Orientations budgétaires pour l’enseignement supérieur (pages 162 à 165) : 

  1. Répondre aux besoins évolutifs de la société québécoise (accès, diplomation, recherche et valorisation de la culture);
  2. Accompagner le réseau dans son développement (Infrastructures, collaboration interordre et mobilité étudiante); 
  3. Offrir à chaque personne les conditions favorables à l’accomplissement de son parcours de formation (Soutien financier, environnement éducatif favorable à la réussite); 
  4. Adopter des approches novatrices de mobilisation du personnel (attraction et rétention du personnel).  

Ne pouvant être contre la vertu, nous partageons évidemment plusieurs des objectifs visés par le gouvernement, notamment ceux qui soutiennent l’accès et la diplomation à l’enseignement supérieur, la mobilité étudiante, la valorisation de la culture, l’attraction et la rétention du personnel ainsi que la mise en place d’un environnement d’études et de travail favorisant le bien-être de la communauté collégiale.
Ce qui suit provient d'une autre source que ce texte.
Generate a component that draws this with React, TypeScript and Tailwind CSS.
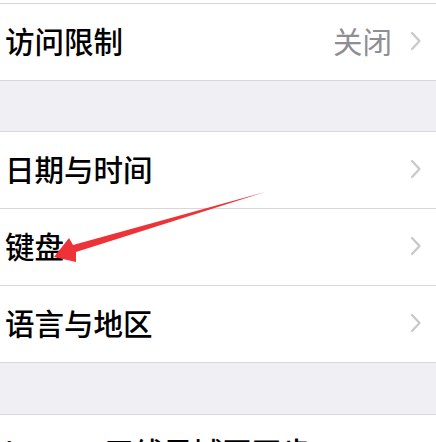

Cependant, le diable est toujours dans les détails…  

Le diable est dans les détails 

Alors que pour chaque orientation les actions envisagées sont précisées, on remarque que l’action gouvernementale pour le réseau collégial repose en très grande partie sur la « fameuse » opération main-d’œuvre (notamment les bourses Perspective Québec) et le Plan d’action pour la réussite en enseignement supérieur.  
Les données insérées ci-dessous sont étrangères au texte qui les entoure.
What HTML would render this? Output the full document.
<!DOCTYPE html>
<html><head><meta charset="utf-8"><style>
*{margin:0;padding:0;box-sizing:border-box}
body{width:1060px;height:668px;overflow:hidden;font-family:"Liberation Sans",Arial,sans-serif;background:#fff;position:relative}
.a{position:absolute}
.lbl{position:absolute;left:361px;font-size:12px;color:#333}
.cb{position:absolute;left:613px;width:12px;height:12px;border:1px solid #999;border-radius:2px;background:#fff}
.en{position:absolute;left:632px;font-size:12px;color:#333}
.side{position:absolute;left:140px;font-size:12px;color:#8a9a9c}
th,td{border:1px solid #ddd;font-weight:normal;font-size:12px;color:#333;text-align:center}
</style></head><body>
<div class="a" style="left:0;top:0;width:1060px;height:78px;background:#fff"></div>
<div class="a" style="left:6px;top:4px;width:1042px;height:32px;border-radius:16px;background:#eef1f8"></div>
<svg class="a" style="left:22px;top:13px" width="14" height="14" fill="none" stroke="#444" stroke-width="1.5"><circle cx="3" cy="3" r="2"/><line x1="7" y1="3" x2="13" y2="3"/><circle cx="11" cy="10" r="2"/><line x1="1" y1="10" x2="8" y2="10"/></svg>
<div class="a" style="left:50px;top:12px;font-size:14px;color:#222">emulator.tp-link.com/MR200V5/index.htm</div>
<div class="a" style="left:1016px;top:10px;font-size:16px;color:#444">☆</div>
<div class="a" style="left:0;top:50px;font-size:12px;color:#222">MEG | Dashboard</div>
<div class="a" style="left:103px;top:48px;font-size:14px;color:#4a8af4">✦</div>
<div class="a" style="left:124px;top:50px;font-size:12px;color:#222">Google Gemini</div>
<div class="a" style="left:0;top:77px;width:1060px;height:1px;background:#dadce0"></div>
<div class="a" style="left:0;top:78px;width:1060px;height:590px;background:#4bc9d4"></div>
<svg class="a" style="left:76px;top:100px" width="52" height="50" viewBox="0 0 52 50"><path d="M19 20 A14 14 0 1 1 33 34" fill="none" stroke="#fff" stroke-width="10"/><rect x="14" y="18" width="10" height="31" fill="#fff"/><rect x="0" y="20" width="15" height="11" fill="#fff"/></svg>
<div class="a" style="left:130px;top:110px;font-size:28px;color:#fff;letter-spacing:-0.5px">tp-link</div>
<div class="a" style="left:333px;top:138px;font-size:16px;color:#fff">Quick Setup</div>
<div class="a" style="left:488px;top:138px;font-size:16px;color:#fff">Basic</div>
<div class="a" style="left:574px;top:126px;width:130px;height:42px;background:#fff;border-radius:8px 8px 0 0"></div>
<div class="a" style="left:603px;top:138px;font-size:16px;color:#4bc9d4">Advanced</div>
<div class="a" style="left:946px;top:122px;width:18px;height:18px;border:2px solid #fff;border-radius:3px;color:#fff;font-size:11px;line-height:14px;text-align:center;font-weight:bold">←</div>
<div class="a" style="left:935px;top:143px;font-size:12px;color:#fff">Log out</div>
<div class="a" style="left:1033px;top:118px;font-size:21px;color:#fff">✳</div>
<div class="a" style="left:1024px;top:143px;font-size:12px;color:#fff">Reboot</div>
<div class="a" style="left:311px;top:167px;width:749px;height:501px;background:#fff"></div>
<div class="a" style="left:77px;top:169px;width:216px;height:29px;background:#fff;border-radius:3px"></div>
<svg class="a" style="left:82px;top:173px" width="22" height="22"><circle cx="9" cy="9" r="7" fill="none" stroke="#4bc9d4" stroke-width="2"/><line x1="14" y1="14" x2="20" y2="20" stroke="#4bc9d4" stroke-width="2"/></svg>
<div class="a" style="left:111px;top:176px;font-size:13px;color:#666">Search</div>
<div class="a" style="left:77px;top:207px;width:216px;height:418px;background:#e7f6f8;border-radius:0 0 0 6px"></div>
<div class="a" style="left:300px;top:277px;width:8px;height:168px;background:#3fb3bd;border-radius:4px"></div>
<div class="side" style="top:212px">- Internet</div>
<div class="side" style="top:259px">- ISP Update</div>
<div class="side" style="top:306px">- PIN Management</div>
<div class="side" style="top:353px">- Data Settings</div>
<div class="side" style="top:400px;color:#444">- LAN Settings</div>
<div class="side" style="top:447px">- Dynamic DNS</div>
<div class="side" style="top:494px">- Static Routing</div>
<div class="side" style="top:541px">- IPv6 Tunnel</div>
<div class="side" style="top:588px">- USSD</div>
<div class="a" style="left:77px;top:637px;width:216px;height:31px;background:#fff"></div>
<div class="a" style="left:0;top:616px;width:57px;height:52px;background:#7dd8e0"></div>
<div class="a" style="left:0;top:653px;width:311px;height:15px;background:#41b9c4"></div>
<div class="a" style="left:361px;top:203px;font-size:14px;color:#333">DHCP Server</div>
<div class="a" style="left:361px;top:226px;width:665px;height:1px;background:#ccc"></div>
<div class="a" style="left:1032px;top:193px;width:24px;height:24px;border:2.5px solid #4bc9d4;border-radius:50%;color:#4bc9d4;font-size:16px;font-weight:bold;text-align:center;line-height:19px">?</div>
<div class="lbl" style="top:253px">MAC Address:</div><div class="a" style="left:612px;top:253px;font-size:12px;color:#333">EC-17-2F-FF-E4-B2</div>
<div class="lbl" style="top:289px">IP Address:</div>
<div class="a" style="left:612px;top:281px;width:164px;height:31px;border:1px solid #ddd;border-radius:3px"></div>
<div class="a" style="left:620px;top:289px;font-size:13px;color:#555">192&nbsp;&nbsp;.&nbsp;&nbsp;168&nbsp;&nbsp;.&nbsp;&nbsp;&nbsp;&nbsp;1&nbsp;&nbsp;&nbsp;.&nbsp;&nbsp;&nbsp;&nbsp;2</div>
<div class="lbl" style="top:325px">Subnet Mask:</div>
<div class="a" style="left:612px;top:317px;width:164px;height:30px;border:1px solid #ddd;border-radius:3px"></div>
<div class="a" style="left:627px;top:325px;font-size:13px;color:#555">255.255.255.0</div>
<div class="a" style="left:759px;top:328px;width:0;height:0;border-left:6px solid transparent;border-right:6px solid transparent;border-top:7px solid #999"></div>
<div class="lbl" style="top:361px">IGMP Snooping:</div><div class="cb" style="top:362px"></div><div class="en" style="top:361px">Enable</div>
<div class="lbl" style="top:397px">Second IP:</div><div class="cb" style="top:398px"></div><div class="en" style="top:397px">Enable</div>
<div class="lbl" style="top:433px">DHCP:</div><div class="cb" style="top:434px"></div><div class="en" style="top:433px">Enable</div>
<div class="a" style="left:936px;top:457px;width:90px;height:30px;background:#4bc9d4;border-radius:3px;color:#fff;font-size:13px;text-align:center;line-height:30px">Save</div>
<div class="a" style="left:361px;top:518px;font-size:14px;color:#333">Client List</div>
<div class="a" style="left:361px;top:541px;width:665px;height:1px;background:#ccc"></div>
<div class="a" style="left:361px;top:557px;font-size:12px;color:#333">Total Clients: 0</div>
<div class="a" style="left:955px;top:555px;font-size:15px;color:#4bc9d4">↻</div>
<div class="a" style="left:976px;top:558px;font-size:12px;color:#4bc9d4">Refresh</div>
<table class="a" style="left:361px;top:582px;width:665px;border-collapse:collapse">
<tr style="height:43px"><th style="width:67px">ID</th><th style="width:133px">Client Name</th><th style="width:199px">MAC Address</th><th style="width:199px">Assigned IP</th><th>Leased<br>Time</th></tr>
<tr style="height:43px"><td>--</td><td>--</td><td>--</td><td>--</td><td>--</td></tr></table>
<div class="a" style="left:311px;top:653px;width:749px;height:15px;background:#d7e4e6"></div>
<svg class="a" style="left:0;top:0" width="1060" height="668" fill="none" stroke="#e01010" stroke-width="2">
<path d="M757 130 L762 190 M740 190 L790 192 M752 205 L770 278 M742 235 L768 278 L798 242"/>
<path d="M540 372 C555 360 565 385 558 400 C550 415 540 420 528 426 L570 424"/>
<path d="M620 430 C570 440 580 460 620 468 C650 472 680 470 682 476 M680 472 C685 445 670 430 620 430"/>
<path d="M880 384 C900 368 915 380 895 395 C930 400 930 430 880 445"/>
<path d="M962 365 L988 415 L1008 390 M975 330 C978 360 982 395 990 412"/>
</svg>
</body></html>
Nous avons déjà eu l’occasion de critiquer plusieurs aspects de ces programmes. D’une part, l’opération main-d’œuvre est réductrice, car elle s’adresse uniquement aux programmes d’études identifiés comme des secteurs en pénurie selon qu’ils soient ou non « stratégiques pour l’économie ». Les bourses Perspective Québec, si elles sont intéressantes, ne profitent pas à toutes et tous, en plus de devoir encore montrer leur efficacité quant à l’objectif recherché.  

En ce qui concerne le Plan d’action sur la réussite qui a été lancé il y a déjà quelques années, les sommes qui lui sont allouées sont inférieures aux années précédentes. De plus, selon les données dont nous disposons, les millions déjà investis dans ce dossier sont loin d’avoir été marquants dans tous les milieux. Outre le manque de concertation nécessaire à un projet d’une telle importance, les budgets ont trop souvent permis d’augmenter le nombre de personnel cadre et professionnel plutôt que de soutenir directement le travail enseignant.  

Mais il y a pire…  

Plutôt que d’investir davantage pour développer les infrastructures de nos établissements (alors que 65 % sont en mauvais état et que la situation se détériore comme le révélait récemment le Journal de Québec ), le passage suivant nous fait particulièrement grincer des dents : « La formation en ligne permet notamment d’augmenter la capacité d’accueil des collèges et des universités, tout en offrant des modalités d’enseignement variées » (p.163). Cette solution au manque d’espace dans plusieurs établissements nous apparaît très problématique spécifiquement au regard de la récente clause négociée dans notre convention collective sur la formation à distance. En effet, lors de la dernière négociation, nous avons intégré plusieurs balises visant à encadrer la FAD dont : la primauté de l’enseignement en présence, le nombre maximal d’étudiantes et d’étudiants par groupe ainsi que la consultation des départements concernés. Tout laisse à penser que nous devrons être extrêmement vigilants sur cette volonté de « transformation numérique des campus » et ce, particulièrement à l’ère de l’intelligence artificielle. 

Et ce n’est pas tout !  

Le ministère mise en effet sur « la poursuite de sa transformation numérique » pour mobiliser ses employés et attirer la relève. Cette transformation qualifiée « d’approche novatrice de mobilisation du personnel » aurait déjà permis de favoriser « un milieu de travail favorable au bien-être ». S’il est vrai que, pendant la pandémie, le ministère a été assez proactif dans ses consultations avec les organisations syndicales, dans les milieux de travail c’est plutôt une multiplication des cas de climat de travail toxique qui ont fait les manchettes. De Sorel-Tracy, à Lennoxville en passant par Saint-Hyacinthe, ce n’est d’ailleurs que la pointe de l’iceberg de cas de conflits internes qui a été couvert par les médias.  

Reprendre l’initiative dans nos cégeps 

Bien que nous sortions à peine d’une éprouvante ronde de négociation, cette dernière a démontré la capacité de mobilisation pouvant exister entre collègues dans chacun de nos milieux de travail. Face à plusieurs orientations gouvernementales pour le réseau collégial, mais également pour l’ensemble de la société, nous devons miser sur la solidarité créée au cours des derniers mois pour reprendre l’initiative face au gouvernement, au ministère et à nos directions. Outre le fait de s’approprier et de mettre en œuvre notre nouvelle convention collective, cela devra également passer par une réaffirmation du rôle des syndicats locaux dans les prises de décisions des instances décisionnelles des cégeps. À l’échelle du Québec, le Congrès de la CSQ de juin 2024 sera quant à lui l’occasion de mettre de l’avant nos préoccupations sociales et environnementales.